Exercise requirements => Reproduce the data exactly and drop any pictures it holds.

Records from a data source
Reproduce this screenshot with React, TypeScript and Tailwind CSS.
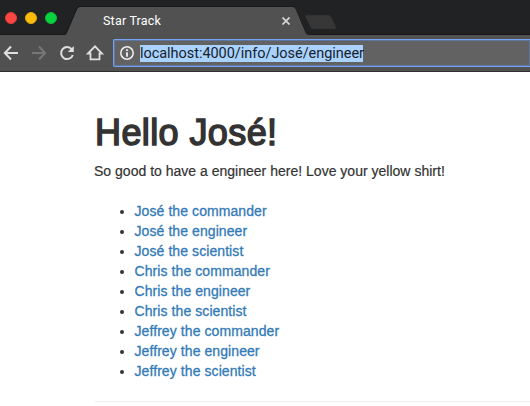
const people = ["José", "Chris", "Jeffrey"];
const jobs = ["commander", "engineer", "scientist"];

function TabStrip() {
  return (
    <div className="relative flex h-[35px] items-center bg-[#212223]">
      <svg className="absolute inset-0" width="530" height="35" viewBox="0 0 530 35">
        <path d="M0 34.5H65L78 6.5H294L307 34.5H530" fill="none" stroke="#191919" strokeWidth="1" />
        <path d="M64.5 35C66 35 66.5 34 67 33L77 9.5Q78 7 80 7H292.500Q294.500 7 295.500 9L305.500 32.500Q306.500 35 309 35Z" fill="#515151" />
        <path d="M306.500 15H328Q330.500 15 331.300 17L336 27Q336.800 29 334.500 29H313.500Q311.500 29 310.500 27L305.500 17Q304.500 15 306.500 15Z" fill="#373737" stroke="#2b2b2b" strokeWidth=".7" />
      </svg>
      <div className="relative ml-[5px] flex gap-2">
        <span className="size-3 rounded-full border border-[#e33e39] bg-[#fc4643]" />
        <span className="size-3 rounded-full border border-[#e5a910] bg-[#fdbc08]" />
        <span className="size-3 rounded-full border border-[#13b838] bg-[#06d53f]" />
      </div>
      <span className="relative ml-[46px] mt-[7px] w-[179px] font-['Roboto',sans-serif] text-[12.5px] leading-4 tracking-[0.2px] text-white">Star Track</span>
      <svg className="relative mt-[7px]" width="8" height="8" viewBox="0 0 8 8">
        <path d="M.5.500 7.500 7.500M7.500.500.500 7.500" stroke="#d5d5d5" strokeWidth="1.700" />
      </svg>
    </div>
  );
}

function Toolbar() {
  return (
    <div className="flex h-[37px] items-start border-b border-[#302d2f] bg-[#515151] pt-1">
      <svg width="113" height="28" viewBox="0 0 113 28" fill="none" strokeWidth="2">
        <path d="M18 14H5M11 7.500 4.800 14 11 20.500" stroke="#dfdfdf" />
        <path d="M32 14H45M39 7.500 45.200 14 39 20.500" stroke="#777" />
        <path d="M71.800 10.300A6 6 0 1 0 72.800 16" stroke="#dfdfdf" />
        <path d="M73.800 7V13H67.800Z" fill="#dfdfdf" />
        <path d="M88 14.500 95 7.300 102 14.500H99.500V20.300H90.500V14.500Z" stroke="#dfdfdf" strokeWidth="1.800" />
      </svg>
      <div className="flex h-7 flex-1 items-center rounded-l-[2px] border border-r-0 border-[#78a2f2] bg-[#626262] pl-[6px] shadow-[inset_0_0_0_1px_#5e75a0]">
        <svg width="14" height="14" viewBox="0 0 14 14" fill="none">
          <circle cx="7" cy="7" r="6.200" stroke="#f1f1f1" strokeWidth="1.500" />
          <path d="M7 3.200V5M7 6.200V10.700" stroke="#f1f1f1" strokeWidth="1.800" />
        </svg>
        <span className="ml-[6px] h-[17px] w-[223px] whitespace-nowrap bg-[#a9d3fe] font-['Roboto',sans-serif] text-[14.5px] leading-[18px] tracking-[-0.04px] text-[#17212c]">
          localhost:4000/info/José/engineer
        </span>
      </div>
    </div>
  );
}

export default function App() {
  return (
    <div className="h-[406px] w-[530px] overflow-hidden bg-white font-['Liberation_Sans',Arial,sans-serif] text-[#333]">
      <TabStrip />
      <Toolbar />
      <main className="pl-[95px] pt-[41px] text-[14px] leading-5">
        <h1 className="whitespace-nowrap text-[36px] font-normal leading-[39px] tracking-[0.4px] [-webkit-text-stroke:1.5px_#333]">Hello José!</h1>
        <p className="-ml-px mt-[9px] whitespace-nowrap tracking-[0.01px] [-webkit-text-stroke:0.2px_#333]">So good to have a engineer here! Love your yellow shirt!</p>
        <ul className="mt-5 list-disc pl-10">
          {people.flatMap((person) =>
            jobs.map((job) => (
              <li key={person + job}>
                <a className="-ml-[0.5px] tracking-[0.08px] text-[#337ab7] [-webkit-text-stroke:0.3px_#337ab7]">{person} the {job}</a>
              </li>
            )),
          )}
        </ul>
        <hr className="mt-5 border-[#eee]" />
      </main>
    </div>
  );
}
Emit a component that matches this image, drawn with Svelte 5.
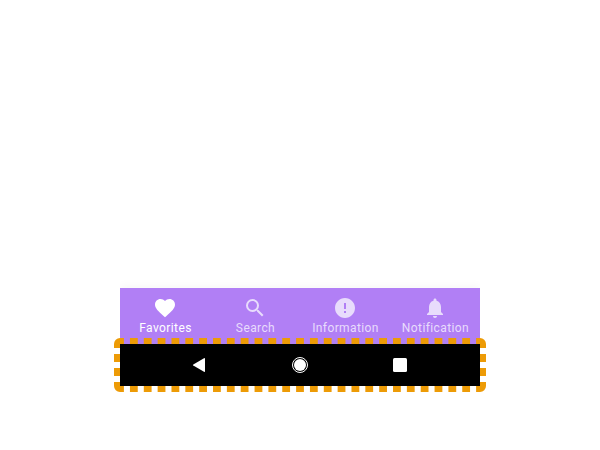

Output for this exercise =>
Reproduce this screenshot with React, TypeScript and Tailwind CSS.
const people = ["José", "Chris", "Jeffrey"];
const jobs = ["commander", "engineer", "scientist"];

function TabStrip() {
  return (
    <div className="relative flex h-[35px] items-center bg-[#212223]">
      <svg className="absolute inset-0" width="530" height="35" viewBox="0 0 530 35">
        <path d="M0 34.5H65L78 6.5H294L307 34.5H530" fill="none" stroke="#191919" strokeWidth="1" />
        <path d="M64.5 35C66 35 66.5 34 67 33L77 9.5Q78 7 80 7H292.500Q294.500 7 295.500 9L305.500 32.500Q306.500 35 309 35Z" fill="#515151" />
        <path d="M306.500 15H328Q330.500 15 331.300 17L336 27Q336.800 29 334.500 29H313.500Q311.500 29 310.500 27L305.500 17Q304.500 15 306.500 15Z" fill="#373737" stroke="#2b2b2b" strokeWidth=".7" />
      </svg>
      <div className="relative ml-[5px] flex gap-2">
        <span className="size-3 rounded-full border border-[#e33e39] bg-[#fc4643]" />
        <span className="size-3 rounded-full border border-[#e5a910] bg-[#fdbc08]" />
        <span className="size-3 rounded-full border border-[#13b838] bg-[#06d53f]" />
      </div>
      <span className="relative ml-[46px] mt-[7px] w-[179px] font-['Roboto',sans-serif] text-[12.5px] leading-4 tracking-[0.2px] text-white">Star Track</span>
      <svg className="relative mt-[7px]" width="8" height="8" viewBox="0 0 8 8">
        <path d="M.5.500 7.500 7.500M7.500.500.500 7.500" stroke="#d5d5d5" strokeWidth="1.700" />
      </svg>
    </div>
  );
}

function Toolbar() {
  return (
    <div className="flex h-[37px] items-start border-b border-[#302d2f] bg-[#515151] pt-1">
      <svg width="113" height="28" viewBox="0 0 113 28" fill="none" strokeWidth="2">
        <path d="M18 14H5M11 7.500 4.800 14 11 20.500" stroke="#dfdfdf" />
        <path d="M32 14H45M39 7.500 45.200 14 39 20.500" stroke="#777" />
        <path d="M71.800 10.300A6 6 0 1 0 72.800 16" stroke="#dfdfdf" />
        <path d="M73.800 7V13H67.800Z" fill="#dfdfdf" />
        <path d="M88 14.500 95 7.300 102 14.500H99.500V20.300H90.500V14.500Z" stroke="#dfdfdf" strokeWidth="1.800" />
      </svg>
      <div className="flex h-7 flex-1 items-center rounded-l-[2px] border border-r-0 border-[#78a2f2] bg-[#626262] pl-[6px] shadow-[inset_0_0_0_1px_#5e75a0]">
        <svg width="14" height="14" viewBox="0 0 14 14" fill="none">
          <circle cx="7" cy="7" r="6.200" stroke="#f1f1f1" strokeWidth="1.500" />
          <path d="M7 3.200V5M7 6.200V10.700" stroke="#f1f1f1" strokeWidth="1.800" />
        </svg>
        <span className="ml-[6px] h-[17px] w-[223px] whitespace-nowrap bg-[#a9d3fe] font-['Roboto',sans-serif] text-[14.5px] leading-[18px] tracking-[-0.04px] text-[#17212c]">
          localhost:4000/info/José/engineer
        </span>
      </div>
    </div>
  );
}

export default function App() {
  return (
    <div className="h-[406px] w-[530px] overflow-hidden bg-white font-['Liberation_Sans',Arial,sans-serif] text-[#333]">
      <TabStrip />
      <Toolbar />
      <main className="pl-[95px] pt-[41px] text-[14px] leading-5">
        <h1 className="whitespace-nowrap text-[36px] font-normal leading-[39px] tracking-[0.4px] [-webkit-text-stroke:1.5px_#333]">Hello José!</h1>
        <p className="-ml-px mt-[9px] whitespace-nowrap tracking-[0.01px] [-webkit-text-stroke:0.2px_#333]">So good to have a engineer here! Love your yellow shirt!</p>
        <ul className="mt-5 list-disc pl-10">
          {people.flatMap((person) =>
            jobs.map((job) => (
              <li key={person + job}>
                <a className="-ml-[0.5px] tracking-[0.08px] text-[#337ab7] [-webkit-text-stroke:0.3px_#337ab7]">{person} the {job}</a>
              </li>
            )),
          )}
        </ul>
        <hr className="mt-5 border-[#eee]" />
      </main>
    </div>
  );
}
Emit a component that matches this image, drawn with Svelte 5.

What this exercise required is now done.